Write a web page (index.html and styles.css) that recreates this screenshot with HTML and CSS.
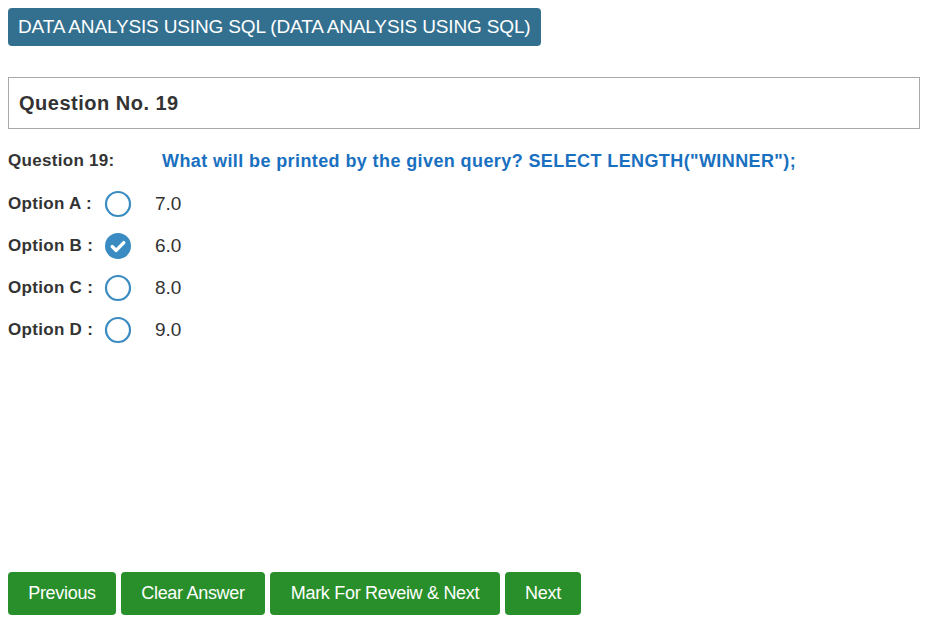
...
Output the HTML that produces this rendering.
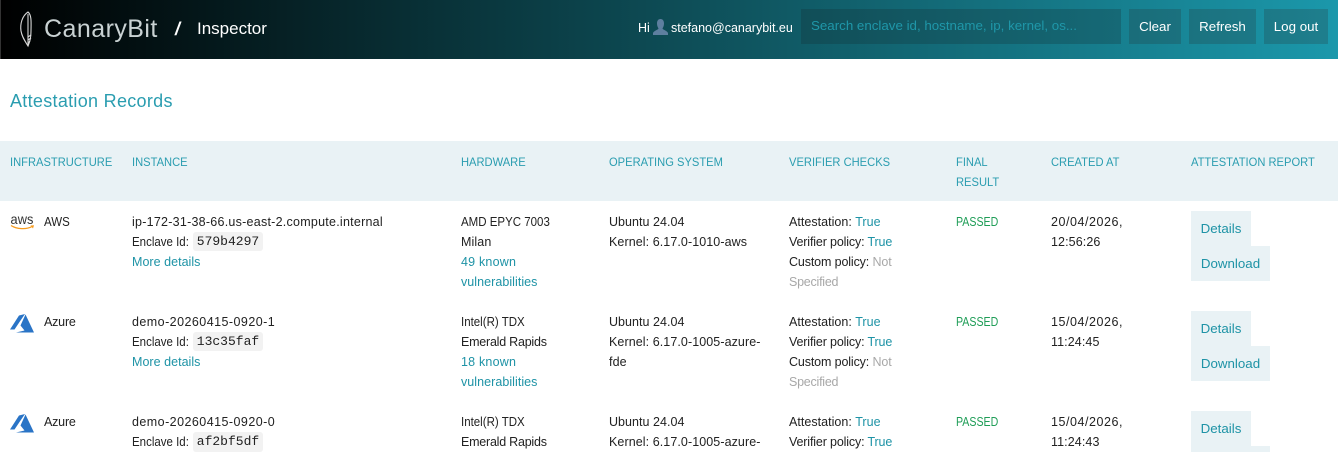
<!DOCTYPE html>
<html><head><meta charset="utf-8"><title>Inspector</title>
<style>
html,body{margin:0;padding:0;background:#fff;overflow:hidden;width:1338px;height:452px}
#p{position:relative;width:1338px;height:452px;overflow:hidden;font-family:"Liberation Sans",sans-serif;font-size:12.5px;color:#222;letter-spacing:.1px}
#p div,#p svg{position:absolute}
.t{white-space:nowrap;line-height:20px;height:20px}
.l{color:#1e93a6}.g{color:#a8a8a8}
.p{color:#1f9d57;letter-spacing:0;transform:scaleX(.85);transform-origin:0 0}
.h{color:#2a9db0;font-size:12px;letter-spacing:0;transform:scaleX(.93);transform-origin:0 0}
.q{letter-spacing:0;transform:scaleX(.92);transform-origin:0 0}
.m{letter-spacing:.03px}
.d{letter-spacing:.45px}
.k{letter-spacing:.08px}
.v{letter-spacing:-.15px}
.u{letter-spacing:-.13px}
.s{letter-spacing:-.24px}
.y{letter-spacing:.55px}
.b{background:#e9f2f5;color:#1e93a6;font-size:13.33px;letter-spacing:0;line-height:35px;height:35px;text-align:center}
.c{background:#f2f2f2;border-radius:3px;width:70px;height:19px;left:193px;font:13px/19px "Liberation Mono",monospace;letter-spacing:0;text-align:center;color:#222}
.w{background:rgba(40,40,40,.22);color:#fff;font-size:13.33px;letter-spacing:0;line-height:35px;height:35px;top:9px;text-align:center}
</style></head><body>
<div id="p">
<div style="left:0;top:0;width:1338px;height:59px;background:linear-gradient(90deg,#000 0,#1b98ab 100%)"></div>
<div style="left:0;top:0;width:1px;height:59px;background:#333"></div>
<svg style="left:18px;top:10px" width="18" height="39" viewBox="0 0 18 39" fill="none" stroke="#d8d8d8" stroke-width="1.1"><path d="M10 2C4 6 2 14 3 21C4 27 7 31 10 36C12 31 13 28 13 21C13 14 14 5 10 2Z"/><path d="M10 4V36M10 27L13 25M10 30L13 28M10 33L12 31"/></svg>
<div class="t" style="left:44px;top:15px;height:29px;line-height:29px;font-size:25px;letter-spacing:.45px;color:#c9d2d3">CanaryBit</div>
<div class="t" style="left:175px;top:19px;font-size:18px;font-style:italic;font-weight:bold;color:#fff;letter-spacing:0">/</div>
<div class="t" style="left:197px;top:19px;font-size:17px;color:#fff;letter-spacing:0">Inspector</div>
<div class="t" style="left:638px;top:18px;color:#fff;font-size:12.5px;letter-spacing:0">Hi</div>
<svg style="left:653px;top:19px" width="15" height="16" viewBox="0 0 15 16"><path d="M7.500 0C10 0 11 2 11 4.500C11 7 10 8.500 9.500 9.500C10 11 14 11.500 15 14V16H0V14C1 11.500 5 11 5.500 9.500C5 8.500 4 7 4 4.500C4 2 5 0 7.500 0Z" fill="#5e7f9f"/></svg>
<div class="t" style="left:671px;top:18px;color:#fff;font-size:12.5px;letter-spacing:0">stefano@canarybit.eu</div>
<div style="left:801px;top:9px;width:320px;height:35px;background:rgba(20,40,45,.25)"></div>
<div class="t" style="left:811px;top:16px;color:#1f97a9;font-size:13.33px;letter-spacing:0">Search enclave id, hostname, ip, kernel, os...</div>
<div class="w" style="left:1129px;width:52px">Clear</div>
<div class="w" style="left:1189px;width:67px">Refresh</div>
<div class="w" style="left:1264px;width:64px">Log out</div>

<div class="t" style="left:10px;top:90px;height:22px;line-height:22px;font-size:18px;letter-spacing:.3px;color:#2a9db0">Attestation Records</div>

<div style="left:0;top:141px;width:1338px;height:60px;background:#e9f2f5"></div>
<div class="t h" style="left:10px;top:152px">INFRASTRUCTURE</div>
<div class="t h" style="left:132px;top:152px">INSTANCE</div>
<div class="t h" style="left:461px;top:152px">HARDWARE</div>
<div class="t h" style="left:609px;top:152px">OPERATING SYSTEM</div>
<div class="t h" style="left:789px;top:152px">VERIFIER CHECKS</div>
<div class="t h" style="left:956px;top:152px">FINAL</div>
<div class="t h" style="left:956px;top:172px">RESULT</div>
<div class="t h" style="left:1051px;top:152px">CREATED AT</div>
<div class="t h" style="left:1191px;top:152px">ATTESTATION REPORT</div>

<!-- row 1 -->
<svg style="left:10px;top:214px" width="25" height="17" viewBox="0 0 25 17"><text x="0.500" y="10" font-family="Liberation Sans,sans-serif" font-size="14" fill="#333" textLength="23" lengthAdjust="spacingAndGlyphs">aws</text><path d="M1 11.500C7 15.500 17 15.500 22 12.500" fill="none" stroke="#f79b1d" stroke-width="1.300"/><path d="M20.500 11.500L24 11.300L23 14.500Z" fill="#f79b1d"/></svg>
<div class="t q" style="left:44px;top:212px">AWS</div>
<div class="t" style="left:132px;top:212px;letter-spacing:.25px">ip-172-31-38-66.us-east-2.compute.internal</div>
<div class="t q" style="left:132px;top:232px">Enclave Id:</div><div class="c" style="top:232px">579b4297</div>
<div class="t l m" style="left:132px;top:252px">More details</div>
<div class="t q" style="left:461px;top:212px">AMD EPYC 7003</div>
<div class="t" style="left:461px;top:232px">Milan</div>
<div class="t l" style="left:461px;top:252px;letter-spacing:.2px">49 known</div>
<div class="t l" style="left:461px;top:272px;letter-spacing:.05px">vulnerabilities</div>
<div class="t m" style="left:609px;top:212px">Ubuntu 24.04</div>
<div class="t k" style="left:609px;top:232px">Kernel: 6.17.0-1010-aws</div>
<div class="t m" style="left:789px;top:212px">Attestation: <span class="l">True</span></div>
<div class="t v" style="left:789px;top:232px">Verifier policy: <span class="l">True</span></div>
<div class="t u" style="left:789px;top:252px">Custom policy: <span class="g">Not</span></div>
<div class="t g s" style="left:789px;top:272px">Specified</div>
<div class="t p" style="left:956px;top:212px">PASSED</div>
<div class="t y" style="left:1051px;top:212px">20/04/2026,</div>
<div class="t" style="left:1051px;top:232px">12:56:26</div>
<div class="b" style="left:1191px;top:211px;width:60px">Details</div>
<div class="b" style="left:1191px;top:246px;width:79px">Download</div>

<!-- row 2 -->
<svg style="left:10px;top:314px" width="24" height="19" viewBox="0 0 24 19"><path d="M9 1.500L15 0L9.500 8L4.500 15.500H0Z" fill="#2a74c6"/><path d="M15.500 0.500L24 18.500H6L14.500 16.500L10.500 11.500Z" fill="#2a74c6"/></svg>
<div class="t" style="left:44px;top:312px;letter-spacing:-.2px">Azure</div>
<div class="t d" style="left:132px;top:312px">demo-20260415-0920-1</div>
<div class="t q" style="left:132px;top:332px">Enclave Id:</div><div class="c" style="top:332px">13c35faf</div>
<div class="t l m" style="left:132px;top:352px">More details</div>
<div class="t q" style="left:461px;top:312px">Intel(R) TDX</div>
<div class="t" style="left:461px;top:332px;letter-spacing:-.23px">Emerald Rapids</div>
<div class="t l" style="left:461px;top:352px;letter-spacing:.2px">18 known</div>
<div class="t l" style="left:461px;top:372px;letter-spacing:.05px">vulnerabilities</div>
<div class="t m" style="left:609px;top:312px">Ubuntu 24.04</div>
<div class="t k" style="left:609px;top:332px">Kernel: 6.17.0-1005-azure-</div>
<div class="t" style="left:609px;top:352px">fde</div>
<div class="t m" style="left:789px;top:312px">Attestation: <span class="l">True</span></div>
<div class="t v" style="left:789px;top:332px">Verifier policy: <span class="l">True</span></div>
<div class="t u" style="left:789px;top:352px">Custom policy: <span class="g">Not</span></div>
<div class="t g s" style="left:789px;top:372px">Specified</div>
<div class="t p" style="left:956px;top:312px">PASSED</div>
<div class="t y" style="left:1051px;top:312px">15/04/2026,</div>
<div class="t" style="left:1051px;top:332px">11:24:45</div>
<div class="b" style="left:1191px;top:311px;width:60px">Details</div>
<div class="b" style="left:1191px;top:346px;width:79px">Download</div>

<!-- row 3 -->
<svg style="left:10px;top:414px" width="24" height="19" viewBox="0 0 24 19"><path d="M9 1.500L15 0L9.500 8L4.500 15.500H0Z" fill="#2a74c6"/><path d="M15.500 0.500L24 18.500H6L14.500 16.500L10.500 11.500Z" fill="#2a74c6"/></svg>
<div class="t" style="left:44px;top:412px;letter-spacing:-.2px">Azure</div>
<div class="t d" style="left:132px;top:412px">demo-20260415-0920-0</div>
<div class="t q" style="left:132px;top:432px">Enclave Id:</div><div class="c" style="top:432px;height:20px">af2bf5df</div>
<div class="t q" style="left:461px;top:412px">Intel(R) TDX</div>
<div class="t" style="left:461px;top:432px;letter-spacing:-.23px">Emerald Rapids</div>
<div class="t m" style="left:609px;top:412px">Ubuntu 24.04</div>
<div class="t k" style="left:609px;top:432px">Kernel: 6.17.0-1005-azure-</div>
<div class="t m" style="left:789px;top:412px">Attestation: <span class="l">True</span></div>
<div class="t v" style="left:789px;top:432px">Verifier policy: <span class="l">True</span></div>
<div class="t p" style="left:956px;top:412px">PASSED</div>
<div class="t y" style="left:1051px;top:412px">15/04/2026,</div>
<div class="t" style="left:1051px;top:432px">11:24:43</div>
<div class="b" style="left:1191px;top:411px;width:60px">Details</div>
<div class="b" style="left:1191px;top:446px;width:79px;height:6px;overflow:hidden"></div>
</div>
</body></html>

GOAL:
Look through the records and gather each line with the word "that".

RESULT OF THE EXERCISE:
Write a web page (index.html and styles.css) that recreates this screenshot with HTML and CSS.
Output the HTML that produces this rendering.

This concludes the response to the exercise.